Title

Military doctrine and the organization culture of the United States Army

Date of Award

1990

Degree Type

Dissertation

Degree Name

Doctor of Philosophy (PhD)

Department

Political Science

Keywords

United States Army, Organizational culture

Subject Categories

Political Science

Abstract

This dissertation begins with the United States Army as an organization, a specialized, warmaking organization. The focus of this dissertation is on Army doctrine as a set of authoritative principles, approved solutions to basic questions of warfighting, of how to defeat an enemy. Army doctrine is the connecting link between theory and practice. It is also the mechanism by which the organization adapts to new challenges.

The underlying elements of this doctrine, those that define and nature of war and the role of armies, have been remarkably stable over time. This stability becomes interesting when it is contrasted with the changes in the types of conflict which the Army has become involved in since World War II.

From 1946 through 1989 Army doctrine remained clearly focused on mass warfare in Europe. This was true despite the fact that the Army's actual experience during the period was entirely with other forms of warfare and always in other geographic settings. This dissertation contends that little useful adaptation has taken place in Army doctrine since WWII and much of what has taken place is essentially an accommodation to technological change.

The persistency of the Army's failure to adapt, over a long period of time, and most recently, in the face of a political mandate to adapt, suggests a controlling explanation: the rigidity arises from the fundamental assumptions, the paradigm, upon which the American Army rests.

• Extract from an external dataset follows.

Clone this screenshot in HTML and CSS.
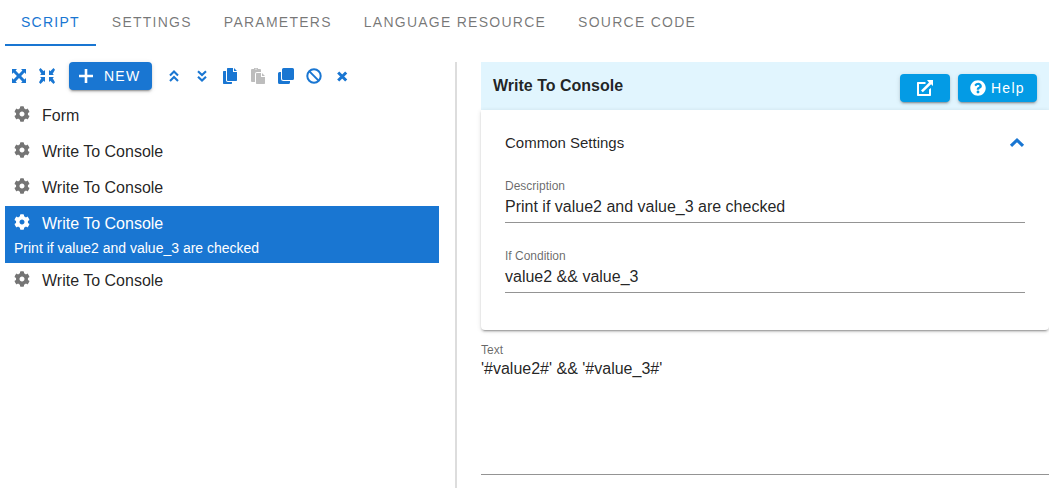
FILE: index.html
```html
<!DOCTYPE html>
<html lang="en">
<head>
<meta charset="utf-8">
<title>Script editor</title>
<link rel="stylesheet" href="styles.css">
</head>
<body>
<svg class="symbols" aria-hidden="true">
  <symbol id="cog" viewBox="0 0 512 512"><path d="M487.4 315.7l-42.6-24.6c4.3-23.2 4.3-47 0-70.2l42.6-24.6c4.9-2.8 7.1-8.6 5.5-14-11.1-35.6-30-67.8-54.7-94.6-3.8-4.1-10-5.1-14.8-2.3L380.8 110c-17.9-15.4-38.5-27.3-60.8-35.1V25.8c0-5.6-3.9-10.5-9.4-11.7-36.7-8.2-74.3-7.8-109.2 0-5.5 1.2-9.4 6.1-9.4 11.7V75c-22.2 7.9-42.8 19.8-60.8 35.1L88.7 85.5c-4.9-2.8-11-1.9-14.8 2.3-24.7 26.7-43.6 58.9-54.7 94.6-1.7 5.4.6 11.2 5.5 14L67.3 221c-4.3 23.2-4.3 47 0 70.2l-42.6 24.6c-4.9 2.8-7.1 8.6-5.5 14 11.1 35.6 30 67.8 54.7 94.6 3.8 4.1 10 5.1 14.8 2.3l42.6-24.6c17.9 15.4 38.5 27.3 60.8 35.1v49.2c0 5.6 3.9 10.5 9.4 11.7 36.7 8.2 74.3 7.8 109.2 0 5.5-1.2 9.4-6.1 9.4-11.7v-49.2c22.2-7.9 42.8-19.8 60.8-35.1l42.6 24.6c4.9 2.8 11 1.9 14.8-2.3 24.7-26.7 43.6-58.9 54.7-94.6 1.5-5.5-.7-11.3-5.6-14.1zM256 336c-44.1 0-80-35.9-80-80s35.9-80 80-80 80 35.9 80 80-35.9 80-80 80z"/></symbol>
</svg>
<nav class="tabs">
  <a class="tab active">SCRIPT</a>
  <a class="tab">SETTINGS</a>
  <a class="tab">PARAMETERS</a>
  <a class="tab">LANGUAGE RESOURCE</a>
  <a class="tab">SOURCE CODE</a>
</nav>
<main class="workspace">
  <section class="script">
    <div class="toolbar">
      <span class="tool"><svg class="icon" viewBox="0 0 16 16"><path d="M1 1h5L4.600 2.500 8 5.900l3.400-3.400L10 1h5v5l-1.500-1.400L10.100 8l3.400 3.400L15 10v5h-5l1.400-1.500L8 10.100l-3.400 3.400L6 15H1v-5l1.500 1.400L5.900 8 2.500 4.600 1 6z"/></svg></span>
      <span class="tool"><svg class="icon" viewBox="0 0 16 16"><path id="inward" d="M1.500 0 4.700 3.200 6 2v5H1l1.300-1.300L0 1.800z"/><path d="M14.500 0 11.300 3.200 10 2v5h5l-1.300-1.300L16 1.800zM1.500 16l3.200-3.200L6 14V9H1l1.300 1.300L0 14.200zM14.500 16l-3.200-3.200L10 14V9h5l-1.300 1.300L16 14.200z"/></svg></span>
      <button class="btn new"><svg class="icon" viewBox="0 0 16 16"><path d="M6.700 1h2.600v5.700H15v2.600H9.300V15H6.700V9.300H1V6.700h5.700z"/></svg>NEW</button>
      <span class="tool"><svg class="icon stroked" viewBox="0 0 16 16"><path d="m4 7.400 4-3.900 4 3.900M4 12.900 8 9l4 3.900"/></svg></span>
      <span class="tool"><svg class="icon stroked" viewBox="0 0 16 16"><path d="m4 3.200 4 3.900 4-3.900M4 8.700l4 3.900 4-3.900"/></svg></span>
      <span class="tool"><svg class="icon" viewBox="0 0 16 16"><path d="M10 14v1.300a.7.7 0 0 1-.7.7H1.700a.7.700 0 0 1-.7-.7V3.700A.7.700 0 0 1 1.700 3H4v9.300A1.700 1.700 0 0 0 5.700 14zM11 0v4h4v8.300a.7.700 0 0 1-.7.700H5.700a.7.700 0 0 1-.7-.7V.7A.7.700 0 0 1 5.700 0zM12 0l3 3h-3z"/></svg></span>
      <span class="tool disabled"><svg class="icon" viewBox="0 0 16 16"><path fill-rule="evenodd" d="M4 1a2 2 0 0 1 4 0h2a1 1 0 0 1 1 1v2H7a2 2 0 0 0-2 2v8H2a1 1 0 0 1-1-1V2a1 1 0 0 1 1-1zm2-.6a.7.700 0 1 0 0 1.400A.7.700 0 0 0 6 .4zM11 5v4h4v6.300a.7.700 0 0 1-.7.700H6.700a.7.700 0 0 1-.7-.7V5.700A.7.700 0 0 1 6.700 5zM12 5l3 3h-3z"/></svg></span>
      <span class="tool"><svg class="icon" viewBox="0 0 16 16"><path d="M5.500 0h9A1.500 1.500 0 0 1 16 1.500v9a1.500 1.500 0 0 1-1.500 1.500h-9A1.500 1.500 0 0 1 4 10.500v-9A1.500 1.500 0 0 1 5.500 0z"/><path d="M12 13v1.500a1.500 1.500 0 0 1-1.500 1.500h-9A1.500 1.500 0 0 1 0 14.500v-9A1.500 1.500 0 0 1 1.500 4H3v6.500A2.500 2.500 0 0 0 5.500 13z"/></svg></span>
      <span class="tool"><svg class="icon ban" viewBox="0 0 16 16"><circle cx="8" cy="8" r="6.700"/><path d="m3.400 3.400 9.200 9.200"/></svg></span>
      <span class="tool"><svg class="icon cross" viewBox="0 0 16 16"><path d="m4.200 4.500 8 8m0-8-8 8"/></svg></span>
    </div>
    <div class="tree">
      <div class="row"><div class="title"><svg class="icon"><use href="#cog"/></svg><span>Form</span></div></div>
      <div class="row"><div class="title"><svg class="icon"><use href="#cog"/></svg><span>Write To Console</span></div></div>
      <div class="row"><div class="title"><svg class="icon"><use href="#cog"/></svg><span>Write To Console</span></div></div>
      <div class="row selected"><div class="title"><svg class="icon"><use href="#cog"/></svg><span>Write To Console</span></div><div class="note">Print if value2 and value_3 are checked</div></div>
      <div class="row"><div class="title"><svg class="icon"><use href="#cog"/></svg><span>Write To Console</span></div></div>
    </div>
  </section>
  <div class="splitter"></div>
  <section class="details">
    <header class="head">
      <h1>Write To Console</h1>
      <button class="btn open"><svg class="icon" viewBox="0 0 16 16"><path d="M8.500 2v2H2v10h10V9.500l2-1.500v7.300a.7.700 0 0 1-.7.700H.7a.7.700 0 0 1-.7-.7V2.700A.7.700 0 0 1 .7 2zM10 0h6v6l-1.900-1.800-8.300 8L4 10.400l8-8z"/></svg></button>
      <button class="btn help"><svg class="icon" viewBox="0 0 512 512"><path d="M504 256c0 136.997-111.043 248-248 248S8 392.997 8 256C8 119.083 119.043 8 256 8s248 111.083 248 248zM262.655 90c-54.497 0-89.255 22.957-116.549 63.758-3.536 5.286-2.353 12.415 2.715 16.258l34.699 26.310c5.205 3.947 12.621 3.008 16.665-2.122 17.864-22.658 30.113-35.797 57.303-35.797 20.429 0 45.698 13.148 45.698 32.958 0 14.976-12.363 22.667-32.534 33.976C247.128 238.528 216 254.941 216 296v4c0 6.627 5.373 12 12 12h56c6.627 0 12-5.373 12-12v-1.333c0-28.462 83.186-29.647 83.186-106.667 0-58.002-60.165-102-116.531-102zM256 338c-25.365 0-46 20.635-46 46 0 25.364 20.635 46 46 46s46-20.636 46-46c0-25.364-20.635-46-46-46z"/></svg>Help</button>
    </header>
    <div class="card">
      <div class="card-head"><span>Common Settings</span><svg class="icon chevron" viewBox="0 0 16 16"><path d="m2 10.800 6-5.700 6 5.700"/></svg></div>
      <div class="field"><label>Description</label><div class="value">Print if value2 and value_3 are checked</div></div>
      <div class="field"><label>If Condition</label><div class="value">value2 &amp;&amp; value_3</div></div>
    </div>
    <div class="field area"><label>Text</label><div class="value">'#value2#' &amp;&amp; '#value_3#'</div></div>
  </section>
</main>
</body>
</html>
```
FILE: styles.css
```css
* { box-sizing: border-box; }
body {
  margin: 0;
  height: 488px;
  overflow: hidden;
  background: #fff;
  color: rgba(0, 0, 0, .87);
  font: 16px/24px "Liberation Sans", Arial, sans-serif;
}
.symbols { display: none; }
.icon { display: block; width: 16px; height: 16px; flex: none; fill: currentColor; }

.tabs { display: flex; height: 46px; padding-left: 5px; }
.tab {
  height: 46px;
  padding: 0 16px;
  border-bottom: 2px solid transparent;
  color: rgba(0, 0, 0, .54);
  font-size: 14px;
  line-height: 44px;
  letter-spacing: 1.25px;
  white-space: nowrap;
}
.tab.active { color: #1976d2; border-color: #1976d2; }

.workspace { display: flex; height: 442px; padding: 16px 9px 0 5px; }
.script { width: 434px; margin-right: 16px; }
.splitter { width: 2px; background: #ddd; }
.details { flex: 1; margin-left: 24px; }

.toolbar { display: flex; height: 28px; color: #1976d2; }
.tool { width: 28px; padding: 6px; }
.disabled { color: #bdbdbd; }
.stroked, .chevron, .ban, .cross { fill: none; stroke: currentColor; }
.stroked { stroke-width: 2.1; }
.ban { stroke-width: 2; }
.cross { stroke-width: 3; }
.chevron { stroke-width: 3.2; }

.btn {
  display: flex;
  align-items: center;
  height: 28px;
  padding: 0;
  border: 0;
  border-radius: 4px;
  background: #039be5;
  color: #fff;
  font: 14px/28px "Liberation Sans", Arial, sans-serif;
  letter-spacing: 1.25px;
  box-shadow: 0 3px 1px -2px rgba(0, 0, 0, .2), 0 2px 2px rgba(0, 0, 0, .14), 0 1px 5px rgba(0, 0, 0, .12);
}
.new { width: 83px; margin: 0 8px; padding-left: 9px; gap: 10px; background: #1976d2; }

.tree { padding-top: 8px; }
.row { min-height: 36px; padding: 4px 9px 0; }
.title { display: flex; gap: 12px; height: 26px; line-height: 27px; }
.title .icon { margin-top: 4px; color: #757575; }
.selected { height: 57px; background: #1976d2; color: #fff; }
.selected .title .icon { color: #fff; }
.note { font-size: 14px; line-height: 24px; }

.head { display: flex; height: 48px; padding: 12px 12px 0; background: #e1f5fe; }
h1 { flex: 1; margin: 0; font-size: 16px; line-height: 24px; }
.open { width: 50px; margin-right: 8px; justify-content: center; }
.help { width: 79px; padding-left: 12px; gap: 5px; }
.card {
  height: 220px;
  padding: 0 24px;
  background: #fff;
  border-radius: 0 0 4px 4px;
  box-shadow: 0 3px 1px -2px rgba(0, 0, 0, .2), 0 2px 2px rgba(0, 0, 0, .14), 0 1px 5px rgba(0, 0, 0, .12);
  clip-path: inset(-3px 0 -8px -5px);
}
.card-head { display: flex; align-items: center; justify-content: space-between; height: 64px; padding-top: 2px; font-size: 15px; }
.chevron { width: 16px; color: #1976d2; }
.field { display: flex; flex-direction: column; height: 49px; border-bottom: 1px solid #949494; }
.field + .field { margin-top: 21px; }
label { height: 20px; font-size: 12px; line-height: 24px; color: rgba(0, 0, 0, .6); }
.value { line-height: 26px; }
.area { height: 137px; margin-top: 8px; }
.area label { height: 18px; }
```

This dissertation contends that the failure to adapt stems from the defining elements of the Army's organizational culture, rooted deeply in its history and reflected in its doctrine: in particular the assumption that there are two separable, largely autonomous spheres of action which can be labeled "political" and "military," with the latter defined in narrow, essentially technical terms.

This separation originates in and is reinforced by the demands of Army professionalization which require that an exclusive sphere of expertise be defined. This is reflected and reinforced by a professional creed which makes avoidance of politics a basic value and leads to an assertion of moral superiority based in large part upon an avoidance of the "hallmark" of politics: compromise and ambiguity. The Army's essential beliefs about the nature of conflict and the role of warriors will not support the adaptations necessary to successfully conduct the most common forms of armed conflict in the late twentieth century, which are often morally and politically ambiguous and often open to a variety of compromised conclusions short of outright "victory."